Scan the data below and pick out the lines containing the word "this".
________
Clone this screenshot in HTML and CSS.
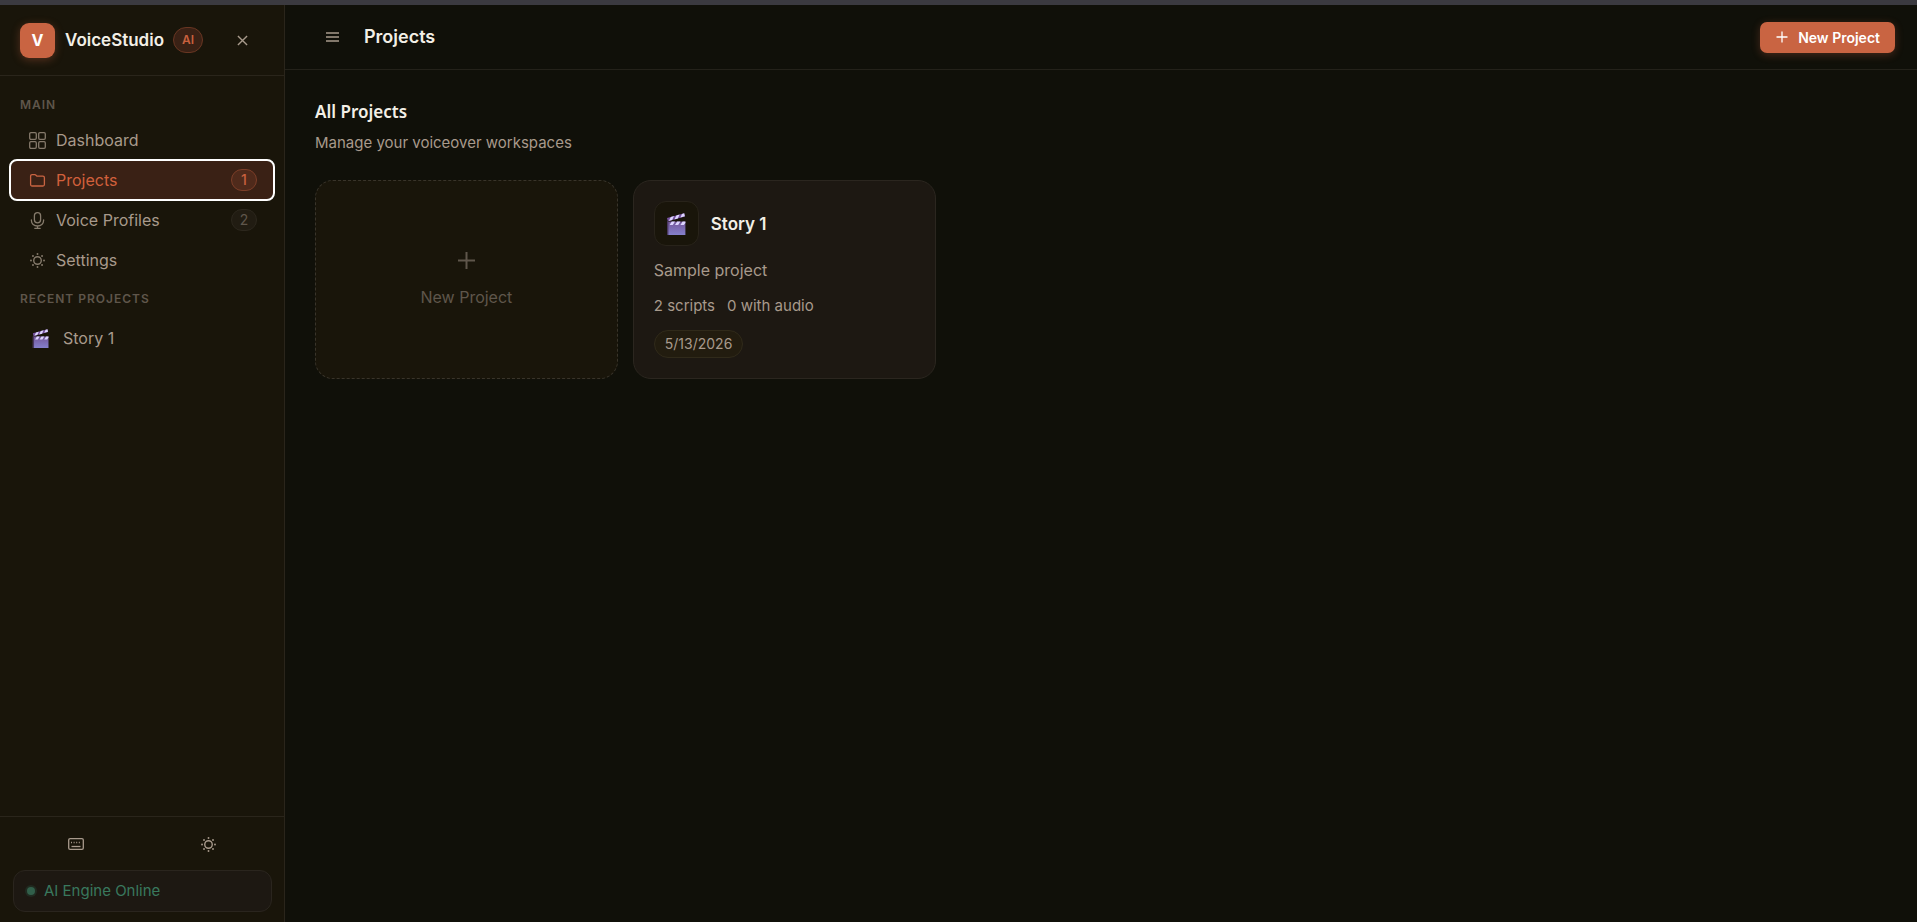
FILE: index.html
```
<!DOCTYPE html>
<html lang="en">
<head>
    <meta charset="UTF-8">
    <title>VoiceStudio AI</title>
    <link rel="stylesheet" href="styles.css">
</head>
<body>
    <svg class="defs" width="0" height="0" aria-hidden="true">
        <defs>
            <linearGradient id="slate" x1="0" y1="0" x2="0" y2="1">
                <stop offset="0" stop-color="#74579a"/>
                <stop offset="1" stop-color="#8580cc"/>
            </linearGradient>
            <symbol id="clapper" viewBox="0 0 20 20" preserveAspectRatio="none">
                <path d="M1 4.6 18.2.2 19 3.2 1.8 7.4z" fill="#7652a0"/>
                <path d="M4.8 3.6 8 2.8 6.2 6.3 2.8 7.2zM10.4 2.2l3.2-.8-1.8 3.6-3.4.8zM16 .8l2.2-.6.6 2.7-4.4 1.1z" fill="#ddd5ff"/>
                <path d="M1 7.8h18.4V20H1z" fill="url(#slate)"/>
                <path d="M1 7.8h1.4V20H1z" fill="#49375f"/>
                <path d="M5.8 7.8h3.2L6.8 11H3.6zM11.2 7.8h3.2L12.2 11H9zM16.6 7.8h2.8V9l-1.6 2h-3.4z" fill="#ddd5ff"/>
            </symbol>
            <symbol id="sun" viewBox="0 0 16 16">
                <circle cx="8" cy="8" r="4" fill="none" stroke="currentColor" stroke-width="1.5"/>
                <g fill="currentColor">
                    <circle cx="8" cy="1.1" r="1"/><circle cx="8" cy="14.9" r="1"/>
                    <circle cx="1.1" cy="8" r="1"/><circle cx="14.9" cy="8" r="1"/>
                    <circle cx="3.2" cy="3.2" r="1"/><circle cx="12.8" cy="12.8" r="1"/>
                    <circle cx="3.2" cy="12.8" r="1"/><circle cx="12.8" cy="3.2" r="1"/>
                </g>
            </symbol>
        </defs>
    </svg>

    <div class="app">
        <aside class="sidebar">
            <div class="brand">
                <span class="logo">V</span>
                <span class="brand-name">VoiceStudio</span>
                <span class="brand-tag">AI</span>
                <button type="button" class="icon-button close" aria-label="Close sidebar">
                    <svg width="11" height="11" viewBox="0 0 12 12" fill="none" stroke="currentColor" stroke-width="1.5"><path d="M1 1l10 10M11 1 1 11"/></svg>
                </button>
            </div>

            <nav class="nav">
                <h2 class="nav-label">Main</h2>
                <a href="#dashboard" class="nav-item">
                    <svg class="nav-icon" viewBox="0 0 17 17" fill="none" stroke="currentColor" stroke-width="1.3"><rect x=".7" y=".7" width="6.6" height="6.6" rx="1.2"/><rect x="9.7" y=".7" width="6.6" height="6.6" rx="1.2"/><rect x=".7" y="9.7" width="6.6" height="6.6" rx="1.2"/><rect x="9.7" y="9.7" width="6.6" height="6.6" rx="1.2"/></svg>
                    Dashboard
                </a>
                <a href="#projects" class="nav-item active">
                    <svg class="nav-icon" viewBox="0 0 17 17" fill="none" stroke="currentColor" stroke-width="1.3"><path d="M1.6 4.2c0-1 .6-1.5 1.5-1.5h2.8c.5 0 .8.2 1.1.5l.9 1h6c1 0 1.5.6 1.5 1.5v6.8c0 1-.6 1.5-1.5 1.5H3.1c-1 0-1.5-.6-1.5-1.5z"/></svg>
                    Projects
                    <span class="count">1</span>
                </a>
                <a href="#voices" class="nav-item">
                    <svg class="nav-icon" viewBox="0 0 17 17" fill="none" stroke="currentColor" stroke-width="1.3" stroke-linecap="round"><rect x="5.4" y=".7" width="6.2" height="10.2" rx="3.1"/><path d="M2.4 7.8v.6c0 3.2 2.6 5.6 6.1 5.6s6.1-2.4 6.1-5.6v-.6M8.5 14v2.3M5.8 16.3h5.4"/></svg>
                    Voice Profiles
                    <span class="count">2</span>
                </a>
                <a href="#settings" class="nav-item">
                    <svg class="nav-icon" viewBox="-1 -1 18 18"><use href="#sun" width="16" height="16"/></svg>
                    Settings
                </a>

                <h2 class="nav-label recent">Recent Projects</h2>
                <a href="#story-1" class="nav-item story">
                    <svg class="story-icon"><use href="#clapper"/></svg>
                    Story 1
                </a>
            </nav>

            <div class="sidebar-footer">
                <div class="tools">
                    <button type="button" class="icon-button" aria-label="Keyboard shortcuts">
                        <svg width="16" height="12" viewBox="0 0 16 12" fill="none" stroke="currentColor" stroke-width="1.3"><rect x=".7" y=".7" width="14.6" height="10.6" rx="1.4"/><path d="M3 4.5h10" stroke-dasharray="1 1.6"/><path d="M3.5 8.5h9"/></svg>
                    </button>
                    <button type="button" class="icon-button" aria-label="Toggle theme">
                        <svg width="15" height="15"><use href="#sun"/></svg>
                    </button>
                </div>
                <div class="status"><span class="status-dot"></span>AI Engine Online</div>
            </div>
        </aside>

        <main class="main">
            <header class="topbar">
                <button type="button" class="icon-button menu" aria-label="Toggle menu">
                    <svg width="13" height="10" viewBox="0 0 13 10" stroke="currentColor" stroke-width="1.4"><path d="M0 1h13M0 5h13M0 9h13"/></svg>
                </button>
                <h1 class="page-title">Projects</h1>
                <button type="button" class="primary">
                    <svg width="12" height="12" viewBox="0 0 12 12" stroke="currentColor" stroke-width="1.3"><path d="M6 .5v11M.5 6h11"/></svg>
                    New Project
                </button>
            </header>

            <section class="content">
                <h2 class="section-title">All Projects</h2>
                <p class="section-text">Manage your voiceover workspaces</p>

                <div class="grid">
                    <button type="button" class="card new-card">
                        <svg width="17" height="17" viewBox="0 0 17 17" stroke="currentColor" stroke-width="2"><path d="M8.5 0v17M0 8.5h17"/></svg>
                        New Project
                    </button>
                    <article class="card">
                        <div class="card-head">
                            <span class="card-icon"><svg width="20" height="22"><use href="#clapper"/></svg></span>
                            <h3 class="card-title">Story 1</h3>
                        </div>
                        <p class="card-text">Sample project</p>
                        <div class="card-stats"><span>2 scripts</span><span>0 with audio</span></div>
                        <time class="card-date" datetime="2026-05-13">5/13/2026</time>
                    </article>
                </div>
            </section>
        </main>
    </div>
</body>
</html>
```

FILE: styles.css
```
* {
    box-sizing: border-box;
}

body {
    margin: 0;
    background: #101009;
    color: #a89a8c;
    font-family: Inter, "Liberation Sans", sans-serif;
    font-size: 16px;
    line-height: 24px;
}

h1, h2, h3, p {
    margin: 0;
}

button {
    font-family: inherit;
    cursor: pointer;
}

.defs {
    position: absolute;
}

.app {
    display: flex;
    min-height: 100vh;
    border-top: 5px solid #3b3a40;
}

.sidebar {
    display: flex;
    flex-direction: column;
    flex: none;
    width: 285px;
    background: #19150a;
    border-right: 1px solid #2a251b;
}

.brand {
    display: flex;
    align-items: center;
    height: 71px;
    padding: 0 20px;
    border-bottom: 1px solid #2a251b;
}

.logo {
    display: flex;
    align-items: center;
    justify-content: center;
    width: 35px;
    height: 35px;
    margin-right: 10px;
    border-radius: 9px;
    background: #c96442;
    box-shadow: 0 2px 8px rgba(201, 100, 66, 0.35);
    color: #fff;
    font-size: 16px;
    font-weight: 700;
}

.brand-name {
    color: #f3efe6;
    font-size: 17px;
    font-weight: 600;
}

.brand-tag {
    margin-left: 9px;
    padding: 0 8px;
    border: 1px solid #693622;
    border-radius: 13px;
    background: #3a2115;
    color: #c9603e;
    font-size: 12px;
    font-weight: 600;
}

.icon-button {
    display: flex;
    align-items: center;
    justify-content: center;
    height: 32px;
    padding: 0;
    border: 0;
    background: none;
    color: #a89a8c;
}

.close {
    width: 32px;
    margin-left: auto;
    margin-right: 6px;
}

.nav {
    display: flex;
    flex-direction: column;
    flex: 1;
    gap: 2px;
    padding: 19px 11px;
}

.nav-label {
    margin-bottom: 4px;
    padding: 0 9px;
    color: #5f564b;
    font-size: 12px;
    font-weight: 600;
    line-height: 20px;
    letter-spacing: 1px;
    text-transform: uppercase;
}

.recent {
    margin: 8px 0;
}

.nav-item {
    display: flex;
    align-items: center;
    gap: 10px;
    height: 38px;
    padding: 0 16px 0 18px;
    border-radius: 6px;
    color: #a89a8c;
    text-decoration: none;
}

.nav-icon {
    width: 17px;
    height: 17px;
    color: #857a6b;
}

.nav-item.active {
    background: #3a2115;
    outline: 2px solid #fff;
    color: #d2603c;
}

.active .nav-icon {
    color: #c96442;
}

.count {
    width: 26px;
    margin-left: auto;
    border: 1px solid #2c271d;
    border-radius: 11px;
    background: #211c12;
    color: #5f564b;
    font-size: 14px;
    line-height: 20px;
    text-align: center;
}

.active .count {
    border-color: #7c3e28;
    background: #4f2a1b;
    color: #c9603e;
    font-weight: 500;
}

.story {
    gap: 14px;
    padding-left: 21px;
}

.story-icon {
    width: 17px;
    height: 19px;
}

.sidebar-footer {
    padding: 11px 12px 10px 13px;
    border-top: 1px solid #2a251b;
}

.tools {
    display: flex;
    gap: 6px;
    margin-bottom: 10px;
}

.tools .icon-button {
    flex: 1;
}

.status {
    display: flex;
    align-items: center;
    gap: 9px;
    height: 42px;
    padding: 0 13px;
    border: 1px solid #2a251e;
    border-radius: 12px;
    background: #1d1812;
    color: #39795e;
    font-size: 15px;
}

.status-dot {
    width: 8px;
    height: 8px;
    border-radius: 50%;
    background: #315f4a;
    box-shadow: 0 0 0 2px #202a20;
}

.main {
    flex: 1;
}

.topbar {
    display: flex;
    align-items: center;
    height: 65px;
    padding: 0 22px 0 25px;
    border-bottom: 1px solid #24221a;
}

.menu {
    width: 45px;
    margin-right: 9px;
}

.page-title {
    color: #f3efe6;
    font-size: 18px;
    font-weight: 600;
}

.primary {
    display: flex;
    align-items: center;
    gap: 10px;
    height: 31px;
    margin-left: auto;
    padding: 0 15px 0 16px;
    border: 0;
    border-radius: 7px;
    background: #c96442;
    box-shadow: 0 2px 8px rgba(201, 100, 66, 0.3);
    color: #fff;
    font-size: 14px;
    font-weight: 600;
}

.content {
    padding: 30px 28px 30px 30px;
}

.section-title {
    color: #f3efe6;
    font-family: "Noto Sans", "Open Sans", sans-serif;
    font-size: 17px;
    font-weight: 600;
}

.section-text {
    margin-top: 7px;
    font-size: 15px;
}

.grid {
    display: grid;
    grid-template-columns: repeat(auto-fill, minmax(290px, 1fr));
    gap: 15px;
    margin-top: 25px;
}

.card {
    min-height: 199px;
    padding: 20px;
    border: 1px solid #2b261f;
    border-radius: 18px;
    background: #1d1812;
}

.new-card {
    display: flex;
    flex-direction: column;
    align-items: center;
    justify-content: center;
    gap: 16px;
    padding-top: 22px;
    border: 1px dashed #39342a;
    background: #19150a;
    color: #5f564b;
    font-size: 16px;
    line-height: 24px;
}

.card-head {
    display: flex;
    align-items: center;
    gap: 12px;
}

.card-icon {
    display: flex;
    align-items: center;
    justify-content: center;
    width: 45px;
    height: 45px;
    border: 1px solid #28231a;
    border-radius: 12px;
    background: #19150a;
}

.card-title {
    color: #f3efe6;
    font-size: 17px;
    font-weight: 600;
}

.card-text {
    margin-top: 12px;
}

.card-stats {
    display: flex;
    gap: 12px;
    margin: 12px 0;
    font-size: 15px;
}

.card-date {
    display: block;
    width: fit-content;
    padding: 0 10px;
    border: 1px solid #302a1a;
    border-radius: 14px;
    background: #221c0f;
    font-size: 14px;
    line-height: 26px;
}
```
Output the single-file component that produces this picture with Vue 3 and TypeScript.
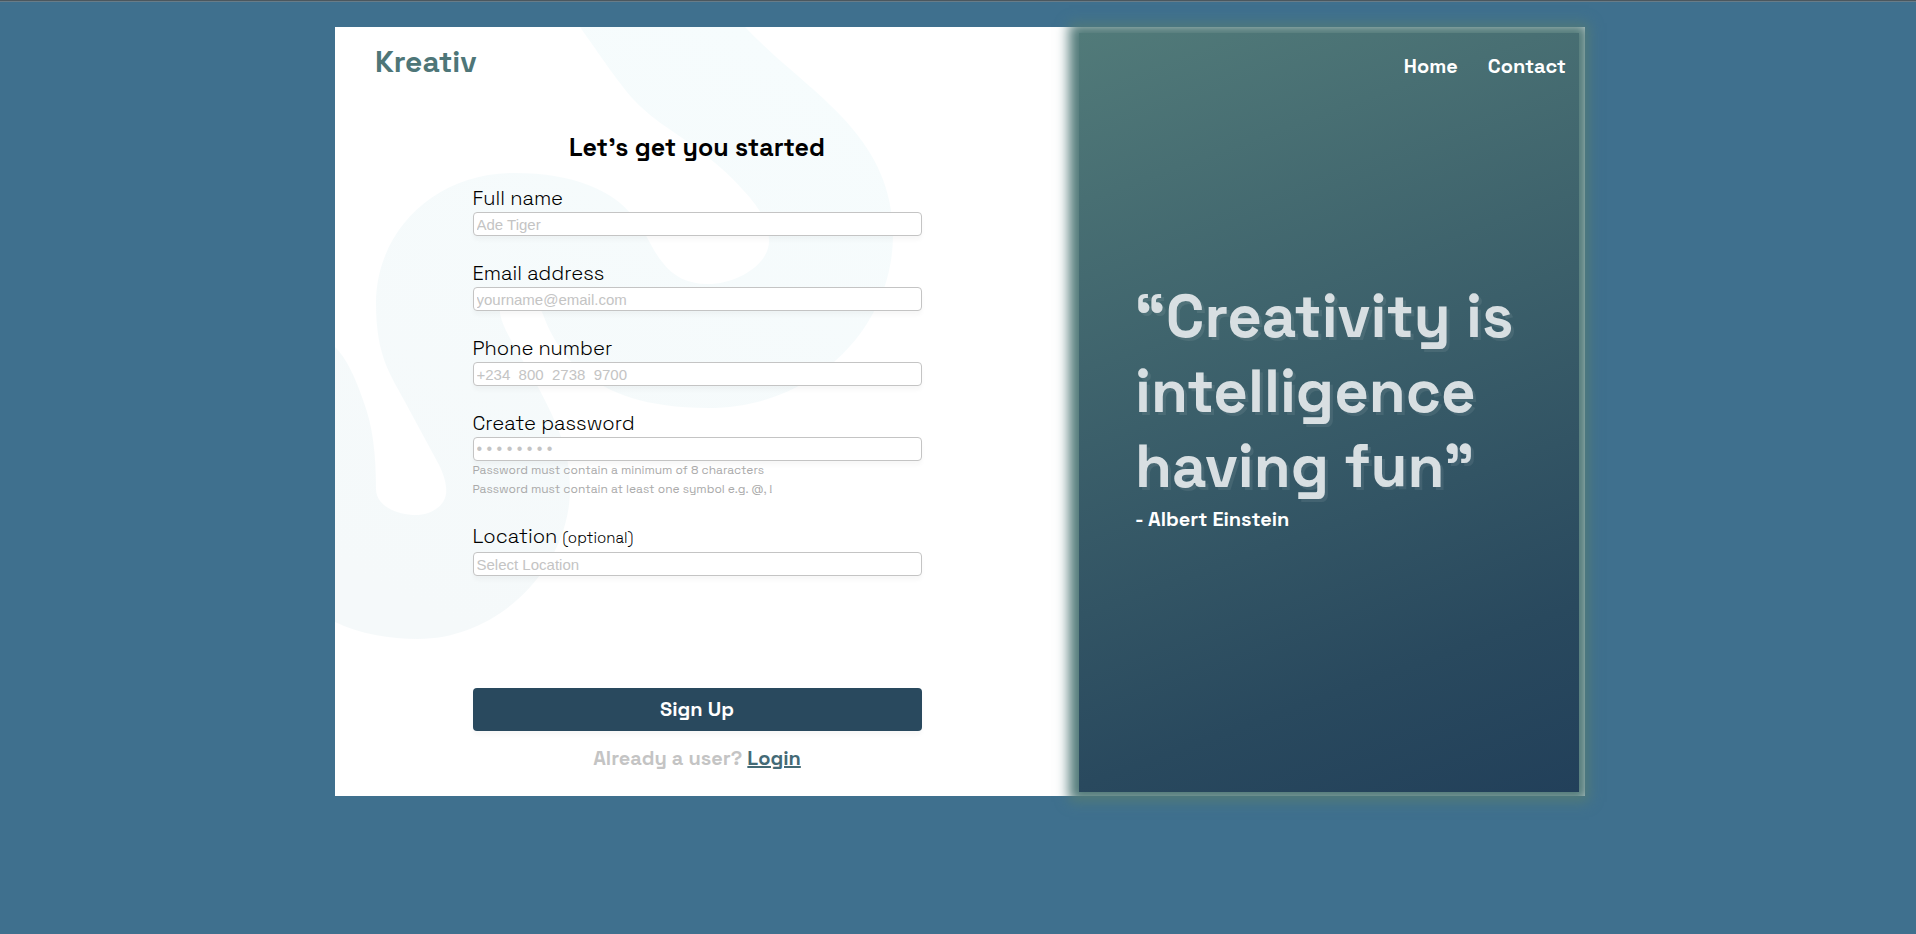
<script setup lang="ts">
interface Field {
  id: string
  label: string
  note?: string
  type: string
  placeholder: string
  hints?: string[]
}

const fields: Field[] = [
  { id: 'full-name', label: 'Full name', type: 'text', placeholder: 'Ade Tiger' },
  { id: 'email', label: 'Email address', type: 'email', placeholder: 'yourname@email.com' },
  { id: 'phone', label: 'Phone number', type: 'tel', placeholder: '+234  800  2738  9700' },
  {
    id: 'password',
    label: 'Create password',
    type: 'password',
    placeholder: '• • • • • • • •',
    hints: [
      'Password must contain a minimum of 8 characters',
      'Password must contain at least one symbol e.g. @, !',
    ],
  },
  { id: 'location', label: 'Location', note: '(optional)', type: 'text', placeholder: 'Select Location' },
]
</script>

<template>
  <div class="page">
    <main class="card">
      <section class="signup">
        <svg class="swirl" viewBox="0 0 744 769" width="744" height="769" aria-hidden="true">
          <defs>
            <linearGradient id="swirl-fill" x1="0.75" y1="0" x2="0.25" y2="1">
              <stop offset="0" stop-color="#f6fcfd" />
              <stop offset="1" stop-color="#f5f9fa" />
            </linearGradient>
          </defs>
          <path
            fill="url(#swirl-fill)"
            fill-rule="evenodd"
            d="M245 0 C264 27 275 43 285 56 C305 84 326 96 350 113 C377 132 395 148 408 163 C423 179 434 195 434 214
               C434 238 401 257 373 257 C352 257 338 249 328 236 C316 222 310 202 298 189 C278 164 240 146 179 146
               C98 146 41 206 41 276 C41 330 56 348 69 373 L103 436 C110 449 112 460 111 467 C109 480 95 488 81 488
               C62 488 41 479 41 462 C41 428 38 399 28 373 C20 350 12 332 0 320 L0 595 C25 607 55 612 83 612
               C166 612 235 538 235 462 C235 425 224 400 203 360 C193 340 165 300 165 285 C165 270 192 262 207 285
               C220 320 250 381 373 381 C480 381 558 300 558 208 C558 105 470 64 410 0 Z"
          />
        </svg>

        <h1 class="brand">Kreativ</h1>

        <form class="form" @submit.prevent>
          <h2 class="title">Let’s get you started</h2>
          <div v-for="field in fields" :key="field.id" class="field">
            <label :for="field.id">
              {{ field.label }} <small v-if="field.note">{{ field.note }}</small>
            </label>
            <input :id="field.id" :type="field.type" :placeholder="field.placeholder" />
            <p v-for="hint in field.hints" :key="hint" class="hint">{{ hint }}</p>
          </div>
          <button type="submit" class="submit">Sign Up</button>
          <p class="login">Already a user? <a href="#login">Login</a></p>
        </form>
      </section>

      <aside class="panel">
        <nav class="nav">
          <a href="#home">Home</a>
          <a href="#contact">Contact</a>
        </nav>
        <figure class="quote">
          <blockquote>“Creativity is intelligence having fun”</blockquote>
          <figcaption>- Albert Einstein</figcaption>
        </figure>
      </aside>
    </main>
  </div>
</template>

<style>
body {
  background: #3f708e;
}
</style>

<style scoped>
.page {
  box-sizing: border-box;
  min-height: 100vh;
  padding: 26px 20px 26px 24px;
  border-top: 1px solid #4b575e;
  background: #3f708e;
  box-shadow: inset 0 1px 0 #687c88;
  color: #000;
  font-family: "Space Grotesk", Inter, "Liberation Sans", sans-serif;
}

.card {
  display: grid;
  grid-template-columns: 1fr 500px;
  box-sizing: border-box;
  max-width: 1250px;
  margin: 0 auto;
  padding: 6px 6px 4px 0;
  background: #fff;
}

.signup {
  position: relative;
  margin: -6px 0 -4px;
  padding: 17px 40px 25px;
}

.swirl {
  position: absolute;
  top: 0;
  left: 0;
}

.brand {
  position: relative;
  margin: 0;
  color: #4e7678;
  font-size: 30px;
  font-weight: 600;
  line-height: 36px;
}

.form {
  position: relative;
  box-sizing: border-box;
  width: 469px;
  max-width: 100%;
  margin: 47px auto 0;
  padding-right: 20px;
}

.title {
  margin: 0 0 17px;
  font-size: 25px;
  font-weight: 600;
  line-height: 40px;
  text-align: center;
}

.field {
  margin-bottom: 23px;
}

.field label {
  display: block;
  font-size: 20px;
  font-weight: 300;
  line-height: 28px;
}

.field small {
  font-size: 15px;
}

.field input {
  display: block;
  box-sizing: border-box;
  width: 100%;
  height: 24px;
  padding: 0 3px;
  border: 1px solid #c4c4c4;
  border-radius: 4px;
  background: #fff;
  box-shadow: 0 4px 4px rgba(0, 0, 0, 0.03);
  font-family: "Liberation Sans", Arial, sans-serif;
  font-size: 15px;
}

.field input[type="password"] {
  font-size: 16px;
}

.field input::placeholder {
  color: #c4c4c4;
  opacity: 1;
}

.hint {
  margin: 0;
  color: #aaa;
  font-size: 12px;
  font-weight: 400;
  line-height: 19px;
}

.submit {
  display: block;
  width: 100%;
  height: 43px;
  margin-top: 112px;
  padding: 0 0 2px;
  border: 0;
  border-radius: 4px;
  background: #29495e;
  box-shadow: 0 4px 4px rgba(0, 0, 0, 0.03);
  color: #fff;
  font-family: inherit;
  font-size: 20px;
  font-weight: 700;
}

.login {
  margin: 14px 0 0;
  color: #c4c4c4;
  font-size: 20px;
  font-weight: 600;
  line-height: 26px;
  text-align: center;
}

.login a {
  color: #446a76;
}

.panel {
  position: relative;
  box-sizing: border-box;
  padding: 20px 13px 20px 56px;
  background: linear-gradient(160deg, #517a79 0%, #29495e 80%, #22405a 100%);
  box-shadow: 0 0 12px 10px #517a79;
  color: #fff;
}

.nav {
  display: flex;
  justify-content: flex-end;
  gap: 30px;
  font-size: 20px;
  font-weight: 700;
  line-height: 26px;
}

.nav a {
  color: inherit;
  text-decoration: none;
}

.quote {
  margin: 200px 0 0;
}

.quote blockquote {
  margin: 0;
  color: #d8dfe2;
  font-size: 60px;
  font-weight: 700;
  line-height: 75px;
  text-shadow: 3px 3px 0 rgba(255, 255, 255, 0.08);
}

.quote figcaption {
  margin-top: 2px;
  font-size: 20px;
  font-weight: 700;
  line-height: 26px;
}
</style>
________
- The completed task:
Clone this screenshot in HTML and CSS.
Output the single-file component that produces this picture with Vue 3 and TypeScript.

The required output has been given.